You know what's not cool? Going 15 years without more than ten alcohol-free days. Which was my situation before I started this little project. So, as you might imagine: eschewing alcohol in favour of a healthier lifestyle was a completely terrifying prospect. TBH, my main worry was simply not being able to do it, and what that would mean in the grand scheme of things. And that worry almost stopped me from trying it all together. Do you ever think about how many times the fear of failure puts you off doing something? How many times fear in general has stopped you taking the plunge?
So, in an attempt to force myself through that fear, I did the intelligent thing and went sober as a part of my writing job — that way, I had to quit. How pathetic is that? Or maybe it's a reflection of something greater: a serious lack of self belief, despite the wonderful support around me.
And, guys, going sober just wasn't as hard as I expected.
If this were an award acceptance speech, I would be wildly gesticulating my shiny new trophy around right now, telling the audience: "I owe all of this to alcohol-free beer". Real talk. Trying to break the the "one beer after work" habit formed after years working in hospitality was probably the hardest hit to take. So alcohol-free beer was a real life saver.
One of the best things about going sober was taking advantage of an offer at my local yoga studio, and doing, like, a lot of yoga. Jennifer Aniston called, and she wants her queen-of-yoga crown back. Well, guess what? She can't have it. It's mine. OK, jk. But having an evening activity that was social and positive and didn't involve booze? That helped me enormously.
And that gets me onto the other social activity that got me through the month. I took it upon myself to set up a little plant social group called (ironically) Botany And Booze. But don't let the name fool you. It's basically a bunch of people getting together to talk about plants, or hear experts talk about plants. It's an excuse to socialise, hang out, and either drink or not drink, but it's another social event that's not purely built around alcohol.
Changing a learned habit is pretty hard work. Like, let's say, going to the pub. So I challenged myself to continue going to the pub but not drinking. Was it still fun? Yes. Well, until everyone got pissed and started looping around the same sentences again and again.
So, is quitting booze the absolute cure to everything? Let me tell y'all, my skin is actually glowing, but a lot more happened during this journey than I would have expected. I entered this booze-free experience thinking that the result would be a sort of version of me from a different dimension, a me who has zero mental health foibles and who is in far better shape. Sadly, that just wasn't the case. While my anxiety levels dropped to a seriously low level (which was amazing), I didn't stop feeling sad about things I already felt sad about. Sobriety switched a light on — one that highlighted and made more visible things that perhaps needed to stop being ignored. Maybe revelling in that "ah, it sure is grand to feel blue sometimes" feeling, which drinking tends to encourage, needs to stop, and we need to examine it more closely.
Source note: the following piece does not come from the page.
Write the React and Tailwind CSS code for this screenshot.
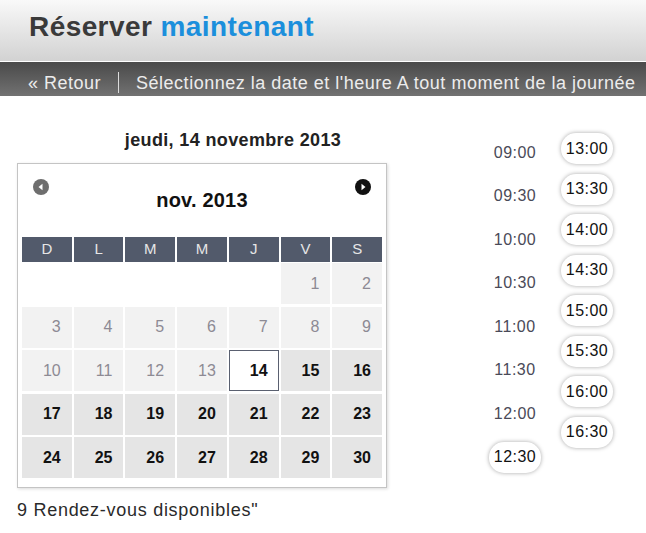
import React from "react";

const weekDays = ["D", "L", "M", "M", "J", "V", "S"];

// null = empty cell, past = not bookable, today = selected
const buildDays = () => {
  const cells = [null, null, null, null, null];
  for (let d = 1; d <= 30; d++) {
    cells.push({ day: d, past: d < 14, selected: d === 14 });
  }
  return cells;
};

const leftTimes = [
  { t: "09:00" },
  { t: "09:30" },
  { t: "10:00" },
  { t: "10:30" },
  { t: "11:00" },
  { t: "11:30" },
  { t: "12:00" },
  { t: "12:30", free: true },
];

const rightTimes = ["13:00", "13:30", "14:00", "14:30", "15:00", "15:30", "16:00", "16:30"];

const Arrow = ({ dir, color }) => (
  <svg width="16" height="16" viewBox="0 0 16 16">
    <circle cx="8" cy="8" r="8" fill={color} />
    {dir === "left" ? (
      <polygon points="5.5,8 9.5,4.8 9.5,11.2" fill="#fff" />
    ) : (
      <polygon points="10.5,8 6.5,4.8 6.5,11.2" fill="#fff" />
    )}
  </svg>
);

const Pill = ({ children }) => (
  <span className="h-[31px] w-[52px] flex items-center justify-center rounded-[15px] bg-white text-[#111] shadow-[0_0_4px_rgba(0,0,0,0.35)]">
    {children}
  </span>
);

const App = () => {
  const days = buildDays();

  return (
    <div className="w-[646px] h-[533px] bg-white font-['Liberation_Sans',Arial,sans-serif] overflow-hidden">
      <div className="h-[62px] bg-linear-to-b from-[#f9f9f9] to-[#d2d2d2] border-b border-white pl-[29px] pt-[11px]">
        <h1 className="text-[28px] leading-[32px] font-bold tracking-[0.015em] text-[#3a3a3a]">
          Réserver <span className="text-[#1b8fdc]">maintenant</span>
        </h1>
      </div>

      <div className="h-[34px] bg-linear-to-b from-[#4a4a4a] to-[#727272] flex items-start pl-[28px] pt-[9px] text-[18px] leading-[24px] tracking-[0.028em] text-[#ececec] whitespace-nowrap">
        <span>« Retour</span>
        <span className="w-px h-[21px] bg-[#dcdcdc] mx-[17px] mt-[1px]" />
        <span>Sélectionnez la date et l'heure A tout moment de la journée</span>
      </div>

      <div className="flex">
        <div className="ml-[17px] w-[370px]">
          <p className="pt-[32px] text-center text-[18px] leading-[24px] font-bold tracking-[0.02em] text-[#222] pl-[62px]">
            jeudi, 14 novembre 2013
          </p>

          <div className="mt-[11px] border border-[#c4c4c4] shadow-[1px_1px_3px_rgba(0,0,0,0.15)] bg-white px-[4px] pb-[9px]">
            <div className="h-[73px] flex items-start pt-[15px] px-[11px]">
              <Arrow dir="left" color="#6e6e6e" />
              <div className="flex-1 text-center mt-[9px] text-[20px] leading-[24px] font-bold tracking-[0.01em] text-[#111]">
                nov. 2013
              </div>
              <Arrow dir="right" color="#111" />
            </div>

            <div className="grid grid-cols-7 gap-x-[2px]">
              {weekDays.map((d, i) => (
                <div
                  key={i}
                  className="h-[25px] bg-[#525a6b] text-[#e6e6e6] text-[15px] flex items-center justify-center"
                >
                  {d}
                </div>
              ))}
            </div>

            <div className="grid grid-cols-7 gap-x-[2px] gap-y-[2.5px] mt-[1px]">
              {days.map((c, i) => {
                if (!c) return <div key={i} className="h-[41px]" />;
                if (c.selected)
                  return (
                    <div
                      key={i}
                      className="h-[41px] bg-white border-[1.5px] border-[#5a6070] flex items-center justify-end pr-[10px] text-[16px] font-bold text-[#111]"
                    >
                      {c.day}
                    </div>
                  );
                return (
                  <div
                    key={i}
                    className={
                      c.past
                        ? "h-[41px] bg-[#f2f2f2] flex items-center justify-end pr-[11px] text-[16px] text-[#8d8a94]"
                        : "h-[41px] bg-[#e5e5e5] flex items-center justify-end pr-[11px] text-[16px] font-bold text-[#111]"
                    }
                  >
                    {c.day}
                  </div>
                );
              })}
            </div>
          </div>

          <p className="mt-[10px] text-[18px] leading-[24px] tracking-[0.04em] text-[#2a2a2a] whitespace-nowrap">
            9 Rendez-vous disponibles"
          </p>
        </div>

        <div className="ml-[100px] flex gap-[16px] text-[16px] tracking-[0.03em]">
          <div className="w-[56px] pt-[35px] flex flex-col">
            {leftTimes.map((x) => (
              <div key={x.t} className="h-[43.5px] flex items-center justify-center">
                {x.free ? <Pill>{x.t}</Pill> : <span className="text-[#4a4a58]">{x.t}</span>}
              </div>
            ))}
          </div>
          <div className="w-[56px] pt-[37px] flex flex-col gap-[9.5px] items-center">
            {rightTimes.map((t) => (
              <Pill key={t}>{t}</Pill>
            ))}
          </div>
        </div>
      </div>
    </div>
  );
};

export default App;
Going sober meant I could ask myself some important questions: why exactly am I feeling blue, and is there anything I can do to change it?
In the interest of complete and utter honesty, I will admit that I did slip up slightly: I had a drink the day before I was due to finish, owing to a really difficult day in which the only way I knew how to cope was with one drink. Just one! Even so, I instantly felt like a complete, phoney failure.
But then I realised something — an Aesop's Fables-esque lesson that has become scorched into my brain: yes, the failure that I was so afraid of, and that had held me back from going sober for so long, had actually come true. But not attempting something just because you're fearful of failing is a failure in itself. Attempting something, even if it doesn't turn out exactly how you expected, makes you a winner. Because you have tried and, as the old saying goes, if at first you don't succeed, try try again.
Quitting booze taught me far more about myself than I could have possibly imagined. I would definitely recommend trying out sobriety to anyone who's thinking about it. It's definitely made me far more aware of my drinking habits, which will hopefully remain fairly modest. More importantly, it has helped realise that, in a lot of ways, the only thing that can hold you back from doing what you truly want, is you.